Not content with alerting us to his own sexual conquests, Tim also bathes in the reflected glory of his one-time protégé, the legendary Larry, who is also described as a great swiver of women.

Oxford fell in love with him. He was very good-looking. The girls rolled over for him in droves. (p.98)

He was ticking over at about three a week. Women and bottles. (p.134)

When did Larry ever have two of anything except women? (p.223)

Women came to him naturally, he just had to reach out for them and they hopped into his hand. (p.340)

Of course they do. Fat, repellently posh drunk Jamie Pringle, owner of a merchant bank, tells Timbo after a ‘good lunch’ (ie a room full of posh chaps getting pissed), about a girl he used to screw in Manchester. ‘Cindy. Worked in the silk trade. Silky Cindy.’ (p.157). Fnah fnah. A little later, and even more pissed, Jamie recalls legendary Larry turning up to suggest an improper financial deal, accompanied by an absolute stunner, black hair piled up on her head,

‘… waiting for you to let it down. Absolute fatal weakness of mine. Love a black bush.’ (p.159)

Who doesn’t love a black bush, eh? Obviously Pringle’s quote is not the narrator’s, his lechery is part of his character as a repellent fat banker. But it is cut from the same cloth as many of Timbo’s comments about Emma positioning herself for his rear entry on their ‘love nights’, about her wonderful ‘flexibility’, and the other moments when he can barely conceal his glee at bedding a woman half his age. Sweaty lecherous men.

Self dramatisation

Just as he devotes hundred of passages to establish Larry’s legendary qualities, and painting the full Victorian sentimentality of his relationship with Emma, the narrator is not backwards in dramatising his own role: in countless places he takes a leaf from Julius Caesar’s book and talks about himself in what we can maybe call the ‘public school third person’:

We were alone, Merriman and Cranmer, blood brothers as always. (p.107)

It is years since Cranmer has stepped outside the limits of his self-confinement, played the brave game, waited impatiently for evening, lain awake till dawn. (p.171)

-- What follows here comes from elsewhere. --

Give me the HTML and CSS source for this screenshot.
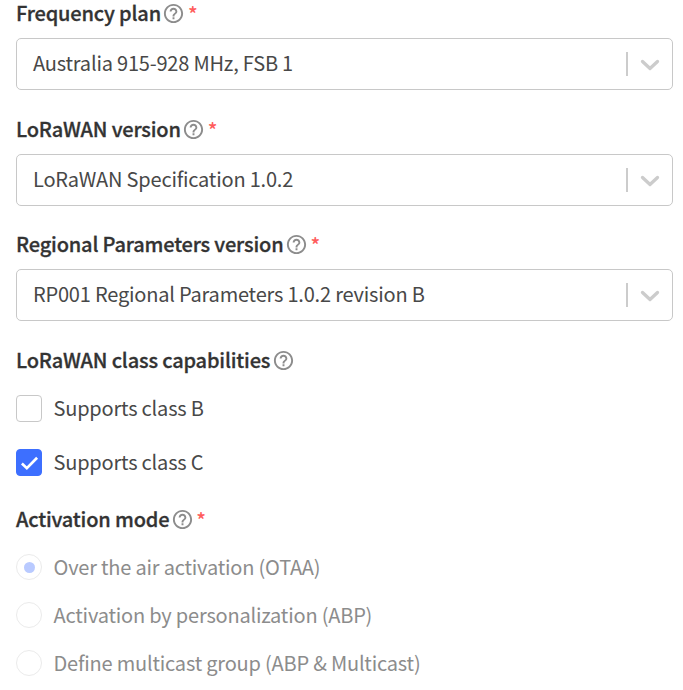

Cranmer is free! Cranmer has paid his dues! (p.173)

I, Cranmer, evader, closet romantic, veteran of a raft of futile love affairs, had fallen cloak-over-dagger for the oldest trick in the book! (p.164)

We are arguing, Cranmer versus the rest of England… This time it is Cranmer’s temper that snapped, not Larry’s. (p.258)

But Cranmer had filed. Cranmer had filed and forgotten. Cranmer in his criminally negligent myopia had consigned the cause of the Ingush people to the dustbin of history. (p.267)

I was part of them, propelled by my past as they were, ignorant of my future. I was a fugitive, homeless and stateless, a small nation of one. (p.346)

Timbo is, as the old phrase has it, a legend in his own lunchtime. A man convinced of his own vast self-importance, a man who takes 420 pages to tell us this fairly simple story, because it is so larded and padded out with prolonged sequences about jolly old Larry and ever-flexible Emma and, at its centre, Cranmer the hero, Cranmer the fool, Cranmer the innocent, Cranmer the cynic, Cranmer the whatever adjectival phrase you have to hand.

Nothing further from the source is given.